[79036] in North American Network Operators' Group
Re: DNS cache poisoning attacks -- are they real?
daemon@ATHENA.MIT.EDU (Florian Weimer)
Tue Mar 29 06:09:29 2005
From: Florian Weimer <fw@deneb.enyo.de>
To: Simon Waters <simonw@zynet.net>
Cc: John Payne <john@sackheads.org>, nanog@merit.edu,
Randy Bush <randy@psg.com>
Date: Tue, 29 Mar 2005 13:08:50 +0200
In-Reply-To: <1112092669.15380.TMDA@mercury.zynet.net> (Simon Waters's message
of "Tue, 29 Mar 2005 11:37:46 +0100")
Errors-To: owner-nanog@merit.edu
* Simon Waters:
>> This is _nothing_ to do with what you're running on the recursive
>> nameserver. It is doing _exactly_ what it is supposed to do. Get
>> answers, store in cache, respond to queries from cache if TTL isn't
>> expired.
>
> The answers from a recursive servers won't be marked authoritative (AA bit not
> set), and so correct behaviour is to discard (BIND will log a lame server
> message as well by default) these records.

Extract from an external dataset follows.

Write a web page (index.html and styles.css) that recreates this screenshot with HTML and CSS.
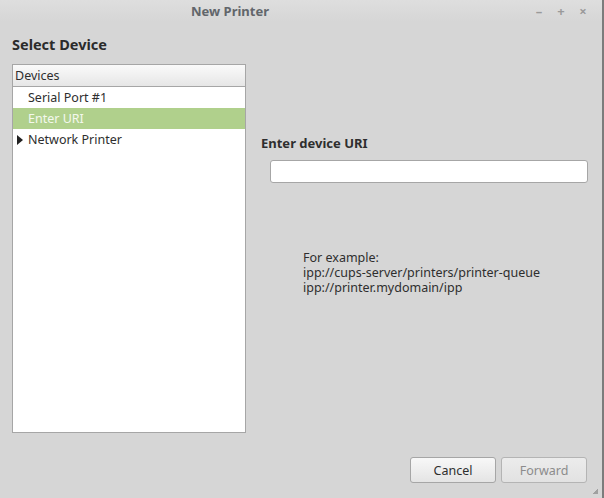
FILE: index.html
```html
<!DOCTYPE html>
<html lang="en">
<head>
    <meta charset="UTF-8">
    <title>New Printer</title>
    <link rel="stylesheet" href="styles.css">
</head>
<body>
    <div class="window">
        <div class="titlebar">
            <span class="title">New Printer</span>
            <div class="controls">
                <span class="ctl">&#8211;</span>
                <span class="ctl">+</span>
                <span class="ctl">&#215;</span>
            </div>
        </div>

        <div class="content">
            <h1 class="heading">Select Device</h1>

            <div class="main">
                <div class="devices">
                    <div class="devices-header">Devices</div>
                    <div class="row">Serial Port #1</div>
                    <div class="row selected">Enter URI</div>
                    <div class="row"><span class="arrow"></span>Network Printer</div>
                </div>

                <div class="pane">
                    <div class="pane-label">Enter device URI</div>
                    <input type="text" class="uri">
                    <div class="example">
                        <div>For example:</div>
                        <div>ipp://cups-server/printers/printer-queue</div>
                        <div>ipp://printer.mydomain/ipp</div>
                    </div>
                </div>
            </div>

            <div class="buttons">
                <button class="btn">Cancel</button>
                <button class="btn" disabled>Forward</button>
            </div>
        </div>
        <div class="grip"></div>
    </div>
</body>
</html>
```

FILE: styles.css
```css
body {
    margin: 0;
    background-color: #d6d6d6;
    font-family: "Noto Sans", "DejaVu Sans", sans-serif;
    font-size: 12.5px;
    color: #2e2e2e;
    overflow: hidden;
}

.window {
    position: relative;
    width: 602px;
    height: 498px;
    border-right: 2px solid #7c7c7c;
    display: flex;
    flex-direction: column;
}

.titlebar {
    height: 22px;
    display: flex;
    align-items: center;
    background: linear-gradient(#dedede, #d6d6d6);
}

.title {
    padding-left: 191px;
    font-weight: bold;
    font-size: 13px;
    color: #62666b;
}

.controls {
    margin-left: auto;
    display: flex;
    gap: 12px;
    padding-right: 14px;
}

.ctl {
    width: 10px;
    text-align: center;
    color: #9a9a9a;
    font-weight: bold;
    font-size: 13px;
}

.content {
    flex: 1;
    display: flex;
    flex-direction: column;
    padding: 0 0 0 12px;
}

.heading {
    margin: 12px 0 10px;
    font-size: 14.5px;
    line-height: 20px;
    color: #2b2b2b;
}

.main {
    display: flex;
}

.devices {
    width: 232px;
    height: 367px;
    background-color: #fff;
    border: 1px solid #a6a6a6;
}

.devices-header {
    height: 21px;
    line-height: 21px;
    padding-left: 2px;
    background: linear-gradient(#fafafa, #e6e6e6);
    border-bottom: 1px solid #a6a6a6;
}

.row {
    height: 21px;
    line-height: 21px;
    padding-left: 15px;
    position: relative;
}

.row.selected {
    background-color: #b0d08c;
    color: #f4f8ee;
}

.arrow {
    position: absolute;
    left: 4px;
    top: 6px;
    border-left: 6px solid #222;
    border-top: 5px solid transparent;
    border-bottom: 5px solid transparent;
}

.pane {
    flex: 1;
    padding: 70px 14px 0 15px;
}

.pane-label {
    font-weight: bold;
    font-size: 13px;
    line-height: 18px;
}

.uri {
    display: block;
    box-sizing: border-box;
    width: 318px;
    height: 23px;
    margin: 8px 0 0 9px;
    border: 1px solid #a6a6a6;
    border-radius: 3px;
    background-color: #fff;
}

.example {
    margin: 67px 0 0 42px;
    line-height: 15px;
}

.example div {
    height: 15px;
}

.buttons {
    display: flex;
    justify-content: flex-end;
    gap: 5px;
    margin-top: 24px;
    padding-right: 15px;
}

.btn {
    width: 86px;
    height: 26px;
    font-family: inherit;
    font-size: 12.5px;
    color: #2e2e2e;
    background: linear-gradient(#f8f8f8, #e4e4e4);
    border: 1px solid #a6a6a6;
    border-radius: 3px;
}

.btn:disabled {
    color: #8c8c8c;
    background: linear-gradient(#ececec, #e2e2e2);
    border-color: #b4b4b4;
}

.grip {
    position: absolute;
    right: 4px;
    bottom: 4px;
    width: 6px;
    height: 6px;
    background: linear-gradient(135deg, transparent 50%, #a0a0a0 50%);
}
```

Unfortunately, this is not quite true. Brad and Chris are right. I
couldn't believe it either, but after a long stare at BIND's is_lame
function, I have to agree with them.
BIND accepts non-authoritative answers if their additional section
looks a bit like a referral. I don't tink that this check is
deliberately lax, but stricter checks are simply harder to do on this
particular code path.
> If your recursive resolver doesn't discard these records, suggest
> you get one that works ;)
Which one would? Keep in mind that referrals do not have the AA bit
set, so a simple filter wouldn't work.